----- Given data -----
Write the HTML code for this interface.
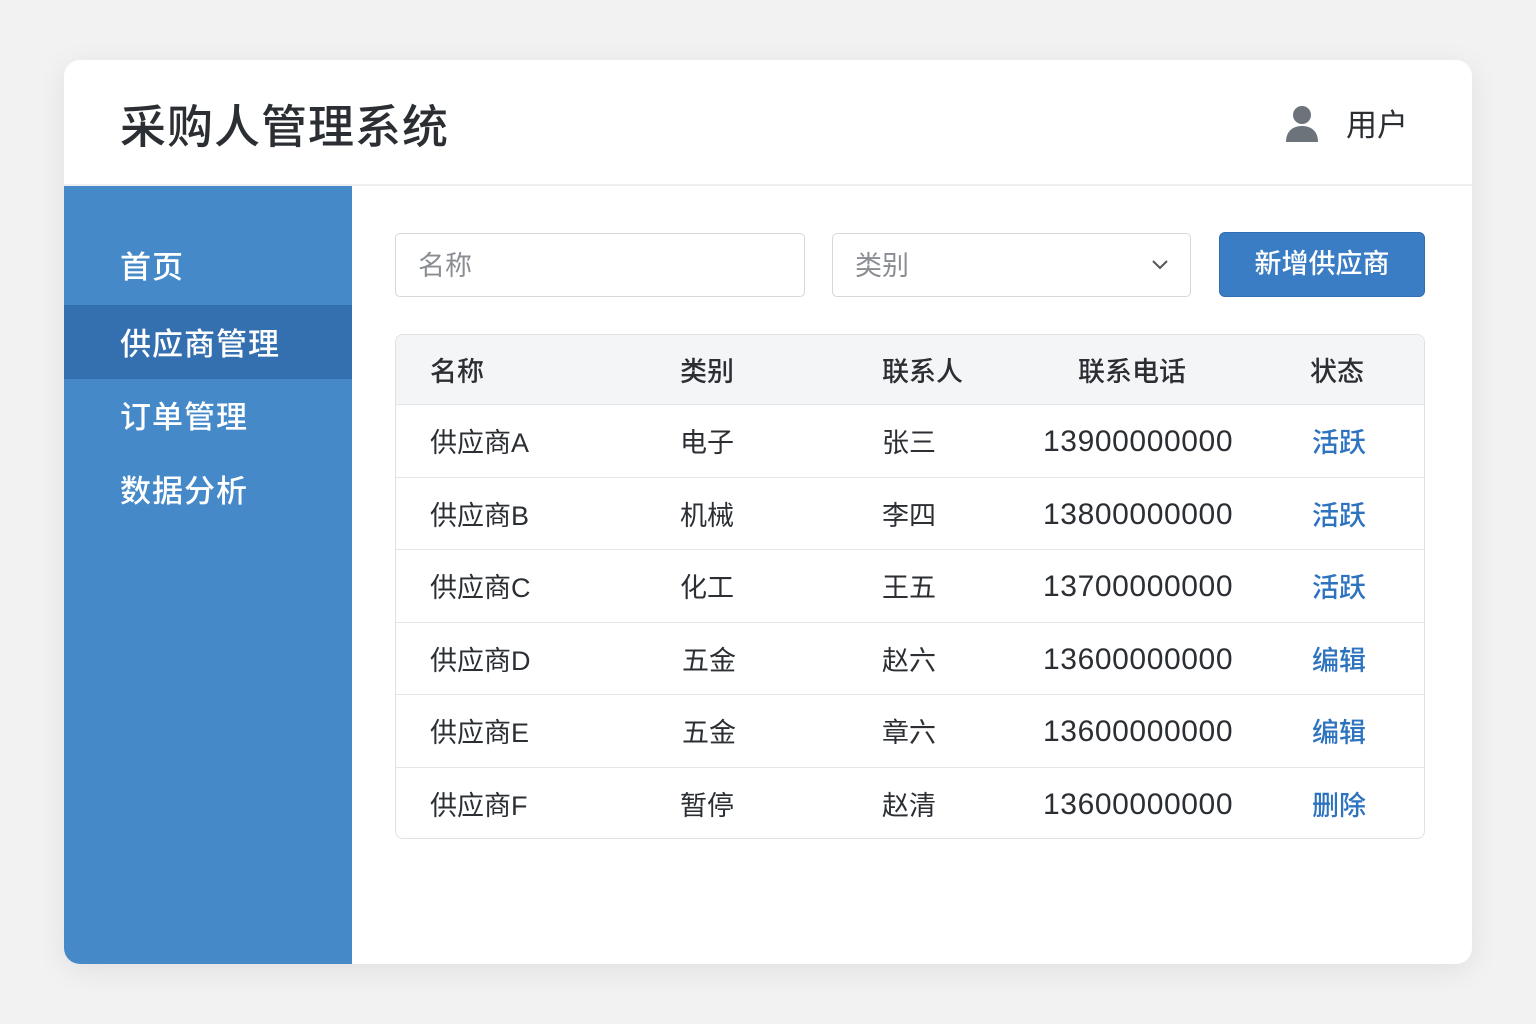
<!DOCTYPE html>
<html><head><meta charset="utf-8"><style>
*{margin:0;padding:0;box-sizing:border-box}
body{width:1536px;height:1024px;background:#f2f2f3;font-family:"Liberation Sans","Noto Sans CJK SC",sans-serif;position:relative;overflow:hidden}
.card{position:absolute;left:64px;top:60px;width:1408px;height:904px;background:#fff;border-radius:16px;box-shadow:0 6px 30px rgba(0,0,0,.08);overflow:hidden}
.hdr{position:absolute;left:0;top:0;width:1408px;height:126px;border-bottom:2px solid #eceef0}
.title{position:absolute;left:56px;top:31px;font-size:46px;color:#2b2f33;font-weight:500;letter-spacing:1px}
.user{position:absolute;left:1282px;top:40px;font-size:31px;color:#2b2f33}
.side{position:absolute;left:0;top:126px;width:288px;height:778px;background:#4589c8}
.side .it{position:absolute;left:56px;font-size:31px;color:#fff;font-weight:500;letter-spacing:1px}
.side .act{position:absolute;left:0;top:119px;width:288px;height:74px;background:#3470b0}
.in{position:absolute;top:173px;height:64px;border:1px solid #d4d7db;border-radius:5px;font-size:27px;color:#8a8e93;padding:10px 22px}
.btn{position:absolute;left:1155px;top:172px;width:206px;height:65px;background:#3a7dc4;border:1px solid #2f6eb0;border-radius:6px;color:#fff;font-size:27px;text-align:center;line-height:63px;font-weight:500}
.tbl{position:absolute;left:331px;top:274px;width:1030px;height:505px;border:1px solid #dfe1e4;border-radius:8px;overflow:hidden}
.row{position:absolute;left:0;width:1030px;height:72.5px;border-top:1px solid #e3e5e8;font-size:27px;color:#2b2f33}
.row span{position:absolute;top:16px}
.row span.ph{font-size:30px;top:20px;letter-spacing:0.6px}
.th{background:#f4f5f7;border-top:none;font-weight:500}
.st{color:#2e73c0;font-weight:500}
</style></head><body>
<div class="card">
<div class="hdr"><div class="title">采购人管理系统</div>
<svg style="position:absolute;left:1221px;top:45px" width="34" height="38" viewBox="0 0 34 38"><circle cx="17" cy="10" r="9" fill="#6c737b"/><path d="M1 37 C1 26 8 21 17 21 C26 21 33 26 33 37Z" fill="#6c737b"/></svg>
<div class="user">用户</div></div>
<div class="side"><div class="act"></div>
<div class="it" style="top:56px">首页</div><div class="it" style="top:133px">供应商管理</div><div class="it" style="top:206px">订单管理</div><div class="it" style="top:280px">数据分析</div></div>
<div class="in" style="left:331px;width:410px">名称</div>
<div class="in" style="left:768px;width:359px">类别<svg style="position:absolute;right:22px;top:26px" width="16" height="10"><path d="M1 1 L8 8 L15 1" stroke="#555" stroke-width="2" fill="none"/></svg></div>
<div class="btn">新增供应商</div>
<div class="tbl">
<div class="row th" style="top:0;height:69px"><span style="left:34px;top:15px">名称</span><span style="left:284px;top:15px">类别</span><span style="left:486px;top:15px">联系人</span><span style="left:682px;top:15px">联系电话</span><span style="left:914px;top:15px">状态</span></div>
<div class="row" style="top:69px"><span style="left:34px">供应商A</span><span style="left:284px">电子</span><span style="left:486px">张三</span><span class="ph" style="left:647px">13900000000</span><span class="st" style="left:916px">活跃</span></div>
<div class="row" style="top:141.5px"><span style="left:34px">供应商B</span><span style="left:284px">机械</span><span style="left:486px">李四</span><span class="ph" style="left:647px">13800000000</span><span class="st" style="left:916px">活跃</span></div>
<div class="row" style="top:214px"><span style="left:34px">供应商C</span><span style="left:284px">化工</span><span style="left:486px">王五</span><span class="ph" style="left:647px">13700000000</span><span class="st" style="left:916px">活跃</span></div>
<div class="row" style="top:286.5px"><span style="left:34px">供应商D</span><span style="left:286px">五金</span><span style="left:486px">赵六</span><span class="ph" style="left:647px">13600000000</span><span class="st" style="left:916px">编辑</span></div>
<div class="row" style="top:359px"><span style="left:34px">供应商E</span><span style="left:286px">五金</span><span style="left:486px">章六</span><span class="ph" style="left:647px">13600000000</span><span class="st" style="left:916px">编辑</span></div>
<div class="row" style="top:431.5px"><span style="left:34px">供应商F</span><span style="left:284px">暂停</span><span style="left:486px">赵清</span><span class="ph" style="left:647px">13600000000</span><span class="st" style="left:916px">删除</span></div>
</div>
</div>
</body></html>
-----
#### What this task involves
Omit the pictures, then quote the rest of the material above exactly.

#### Answer to this exercise
Write the HTML code for this interface.
<!DOCTYPE html>
<html><head><meta charset="utf-8"><style>
*{margin:0;padding:0;box-sizing:border-box}
body{width:1536px;height:1024px;background:#f2f2f3;font-family:"Liberation Sans","Noto Sans CJK SC",sans-serif;position:relative;overflow:hidden}
.card{position:absolute;left:64px;top:60px;width:1408px;height:904px;background:#fff;border-radius:16px;box-shadow:0 6px 30px rgba(0,0,0,.08);overflow:hidden}
.hdr{position:absolute;left:0;top:0;width:1408px;height:126px;border-bottom:2px solid #eceef0}
.title{position:absolute;left:56px;top:31px;font-size:46px;color:#2b2f33;font-weight:500;letter-spacing:1px}
.user{position:absolute;left:1282px;top:40px;font-size:31px;color:#2b2f33}
.side{position:absolute;left:0;top:126px;width:288px;height:778px;background:#4589c8}
.side .it{position:absolute;left:56px;font-size:31px;color:#fff;font-weight:500;letter-spacing:1px}
.side .act{position:absolute;left:0;top:119px;width:288px;height:74px;background:#3470b0}
.in{position:absolute;top:173px;height:64px;border:1px solid #d4d7db;border-radius:5px;font-size:27px;color:#8a8e93;padding:10px 22px}
.btn{position:absolute;left:1155px;top:172px;width:206px;height:65px;background:#3a7dc4;border:1px solid #2f6eb0;border-radius:6px;color:#fff;font-size:27px;text-align:center;line-height:63px;font-weight:500}
.tbl{position:absolute;left:331px;top:274px;width:1030px;height:505px;border:1px solid #dfe1e4;border-radius:8px;overflow:hidden}
.row{position:absolute;left:0;width:1030px;height:72.5px;border-top:1px solid #e3e5e8;font-size:27px;color:#2b2f33}
.row span{position:absolute;top:16px}
.row span.ph{font-size:30px;top:20px;letter-spacing:0.6px}
.th{background:#f4f5f7;border-top:none;font-weight:500}
.st{color:#2e73c0;font-weight:500}
</style></head><body>
<div class="card">
<div class="hdr"><div class="title">采购人管理系统</div>
<svg style="position:absolute;left:1221px;top:45px" width="34" height="38" viewBox="0 0 34 38"><circle cx="17" cy="10" r="9" fill="#6c737b"/><path d="M1 37 C1 26 8 21 17 21 C26 21 33 26 33 37Z" fill="#6c737b"/></svg>
<div class="user">用户</div></div>
<div class="side"><div class="act"></div>
<div class="it" style="top:56px">首页</div><div class="it" style="top:133px">供应商管理</div><div class="it" style="top:206px">订单管理</div><div class="it" style="top:280px">数据分析</div></div>
<div class="in" style="left:331px;width:410px">名称</div>
<div class="in" style="left:768px;width:359px">类别<svg style="position:absolute;right:22px;top:26px" width="16" height="10"><path d="M1 1 L8 8 L15 1" stroke="#555" stroke-width="2" fill="none"/></svg></div>
<div class="btn">新增供应商</div>
<div class="tbl">
<div class="row th" style="top:0;height:69px"><span style="left:34px;top:15px">名称</span><span style="left:284px;top:15px">类别</span><span style="left:486px;top:15px">联系人</span><span style="left:682px;top:15px">联系电话</span><span style="left:914px;top:15px">状态</span></div>
<div class="row" style="top:69px"><span style="left:34px">供应商A</span><span style="left:284px">电子</span><span style="left:486px">张三</span><span class="ph" style="left:647px">13900000000</span><span class="st" style="left:916px">活跃</span></div>
<div class="row" style="top:141.5px"><span style="left:34px">供应商B</span><span style="left:284px">机械</span><span style="left:486px">李四</span><span class="ph" style="left:647px">13800000000</span><span class="st" style="left:916px">活跃</span></div>
<div class="row" style="top:214px"><span style="left:34px">供应商C</span><span style="left:284px">化工</span><span style="left:486px">王五</span><span class="ph" style="left:647px">13700000000</span><span class="st" style="left:916px">活跃</span></div>
<div class="row" style="top:286.5px"><span style="left:34px">供应商D</span><span style="left:286px">五金</span><span style="left:486px">赵六</span><span class="ph" style="left:647px">13600000000</span><span class="st" style="left:916px">编辑</span></div>
<div class="row" style="top:359px"><span style="left:34px">供应商E</span><span style="left:286px">五金</span><span style="left:486px">章六</span><span class="ph" style="left:647px">13600000000</span><span class="st" style="left:916px">编辑</span></div>
<div class="row" style="top:431.5px"><span style="left:34px">供应商F</span><span style="left:284px">暂停</span><span style="left:486px">赵清</span><span class="ph" style="left:647px">13600000000</span><span class="st" style="left:916px">删除</span></div>
</div>
</div>
</body></html>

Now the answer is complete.